Saturday, August 16, 2008

The Senior Prospects Metric: An Update



(Note: the following post might be stat-heavy and dwell obsessively on number crunching. If you have no interest in such things, you might just want to skip past this one.)

Q of Rethinking Basketball asked me in a comment about a post I had written which used the first version of the Senior Prospects Metric (SPM) to go back in time to the 2008 WNBA Draft and attempt to predict that draft. Here are the results:



So how did the SPM match up with how the players performed? And how well did the actual draft match up? The actual draft matched up very well, just creeping into the -0.5 area of large correlation. Whereas the SPM did not even reach -0.3, the generally hypothesized level of medium correlation.

Q suggested that instead of using Wins Score, I should use a metric that was more of a rate than a sum. Wins Score isn't high for players that don't get a lot of minutes, whereas a rate would measure "production per minute" and would not penalize players that had potential but didn't get a lot of minutes.

Therefore, instead of using Wins Score, I would use a metric I was already using for something else, called WS333 - "Wins Score for 33 1/3 minutes". WS333 asked the question, "how much Wins Score does the player produce per 33 1/3 minutes of play?". It would shrink the scores of players who had a lot of minutes, and expand the scores of players who didn't.

The results were...well....



AAAGGGHHH! When using a per/minute based metric, the SPM did worse - it got closer to randomness. Whereas the actual draft order got closer to a direct relationship.

I realized that I was going to have to add the height caveats that Hollinger wrote about in his inital ESPN article if I was to get any closer to an actual draft projection. I therefore added the height qualifications to the SPM and tried the entire result all over again.

Here are the final results. The "New Predicted Order" is the order you'd get if you use the updated version of the SPM to predict the draft outcome.



Kimberly Beck falls from 3rd to 10th. The new SPM punishes her for being a short point guard who didn't rebound well in college. Quianna Chaney also takes a hit for rebounding. Poor players get pushed down and the better players move up to take their places. Candace Wiggins moves to 8th from 10th, and Alexis Hornbuck moves all the way from 15th to 9th.

We'll look at the new correlations now.



The newest version of the SPM still does poorly against WS333 - but it does better than the older version. However, when using Wins Score, the correlation between SPM and actual player results actually moves from small correlation to medium correlation.

Even more interesting (to me anyway) is that the new SPM predicted order moves closer in correlation to the order from the 2008 WNBA Draft. It's still a small correlation, but it moves more in the direction of what the GMS of the WNBA actually do.

(* * *)

When thinking about this project, there were two matters on my mind.

The first matter is whether or not correlation is the correct statistical measure to use. As it turns out, correlation can be very misleading whenever non-normal variables are used.

A "normal variable" is a bell-curve type distribution. This implies a lot of numbers clumped up in the middle and trailing on both ends. If WNBA talent were normally distributed, it would indicate that most WNBA players have roughly the same amount of talent, with a few players being rather crappy and another few players being excellent.
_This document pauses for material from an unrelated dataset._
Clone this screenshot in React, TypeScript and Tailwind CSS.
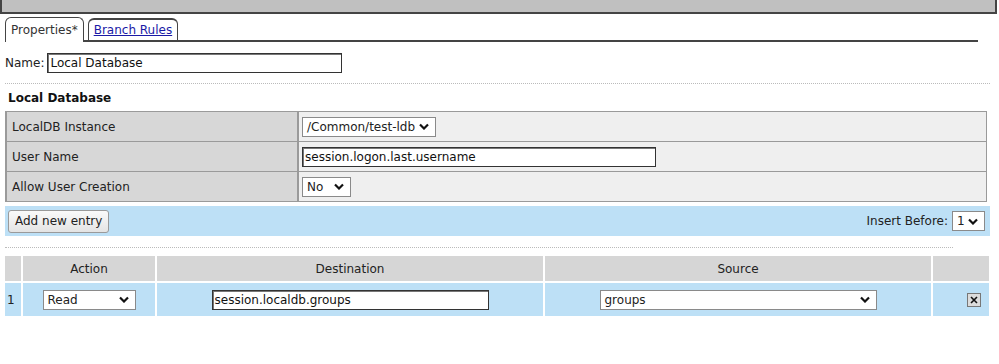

This assumption is not true in baseball. In baseball, it's more of an exponential curve, with a whole lot of really crappy players and a small number of good players. (Go to this link for the image of an exponential curve.) I suspect that talent curves are the same way in the WNBA and this adds problems when using correlation.

The other matter on my mind is that we might not be explaining the relationship in the right terms - it might not be that draft position predicts player performance, but that player performance might be dependent on draft position! It might be the case that higher draft choices get more coaching attention to improving the fine points of their game than lower, non-playing draft choices. In short, there might not be some sort of "inherent ability" that never changes, but rather the ability is more likely to be coaxed out at the professional level by coaches and staff members the lower one is picked in the draft.

After all, if you're a first round draft pick, there's more pressure on GMs and coaches to get a better result. More attention is lavished on one's major investment than one's minor ones.

That's pretty much it for the conclusions. I hope to have an updated SPM at the end of the 2008-09 college season, so we'll see which players did better than the most recently concluded year, and which did worse. If your favorite college player does worse in the coming year, don't worry - Hollinger says that this happens in men's college basketall, and it will probably happen in the women's game as well.